11. Les frais judiciaires relatifs aux appels déposés par chacune des parties seront arrêtés à 40'000 fr. (art. 17 et 35 RTFMC) et compensés avec les avances fournies par les parties à hauteur de 20'000 fr. chacune, lesquelles demeurent acquises à l'État de Genève.

Chacune des parties ayant succombé dans son propre appel, lesdits frais seront répartis par moitié.

Pour le même motif, il ne sera pas alloué de dépens d'appel.

* * * * *



PAR CES MOTIFS,
La Chambre civile :

A la forme :

Déclare recevables les appels interjetés le 25 août 2020 par A______ d'une part, et par B______ SA d'autre part, contre le jugement JTPI/5625/2020 rendu le 18 mai 2020 par le Tribunal de première instance dans la cause C/19971/2012.

Au fond :

Confirme le jugement entrepris.

Déboute les parties de toutes autres conclusions.

Sur les frais :

Arrête les frais judiciaires d'appel à 40'000 fr., les met à la charge des parties à raison de la moitié chacune et les compense avec les avances de frais payées par les parties, qui restent acquises à l'État de Genève.

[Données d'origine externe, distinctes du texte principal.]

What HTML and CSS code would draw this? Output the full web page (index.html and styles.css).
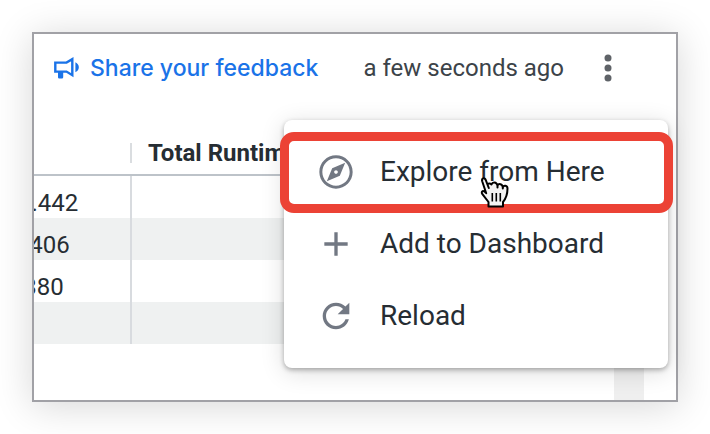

Dit qu'il n'est pas alloué de dépens.

Siégeant :

Monsieur Laurent RIEBEN, président; Monsieur Patrick CHENAUX, Madame Fabienne GEISINGER-MARIETHOZ, juges; Madame Sophie MARTINEZ, greffière

 

 

 

 

 

 

Indication des voies de recours :

 

Conformément aux art. 72 ss de la loi fédérale sur le Tribunal fédéral du 17 juin 2005 (LTF; RS 173.110), le présent arrêt peut être porté dans les trente jours qui suivent sa notification avec expédition complète (art. 100 al. 1 LTF) par-devant le Tribunal fédéral par la voie du recours en matière civile.

 

Le recours doit être adressé au Tribunal fédéral, 1000 Lausanne 14.

 

Valeur litigieuse des conclusions pécuniaires au sens de la LTF supérieure ou égale à 30'000 fr.